Meanwhile, this is how much the Barnes family discusses Jason’s condition:

“I don’t even know the name of that condition anymore,” Duane Barnes said.

So much for a handicap.

Did we mention his age?

Fifteen.

He is just a sophomore, and some of the players on the Vista freshman team are older than him. Now that is a real handicap, playing varsity ball with older guys. He’s a skinny 6-feet, 150 pounds.

As Barnes puts it, “I’m physically not as mature and mentally not as tough as the seniors.”

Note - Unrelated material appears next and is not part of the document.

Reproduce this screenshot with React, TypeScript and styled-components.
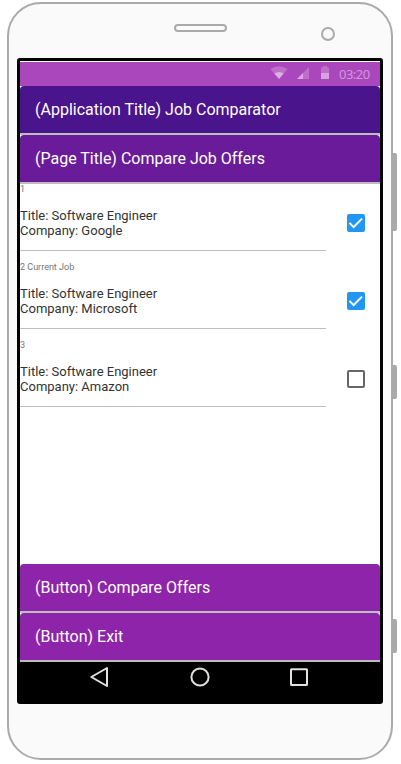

Fierce determination is probably his biggest strength. Next is his shooting range. He is as accurate from 25 feet out as he is from the three-point line itself, which is an arc 19-feet-9 from the basket. But for all the points he collects, he is not what you would call a pure shooter. He has an unusual style--his release point is from somewhere above his head. And his elbows stick out rather than tuck in.

Few of his shots are blocked, but he doesn’t get the normal backspin rotation on the ball, either. Because of this, shots that don’t swish will many times rim out.

Vista is struggling at 4-10 and 1-5 in the Palomar League, but first-year coach Greg Lanthier expected this to be a rebuilding season. Just one starter returned from last season’s 7-19, 2-10 team. There are three sophomores on the Vista roster, and all play quite a bit. Barnes is a point guard but only because, for now, he is the best at kicking the offense into gear. Next year, Lanthier hopes to move him to wing so he can score even more.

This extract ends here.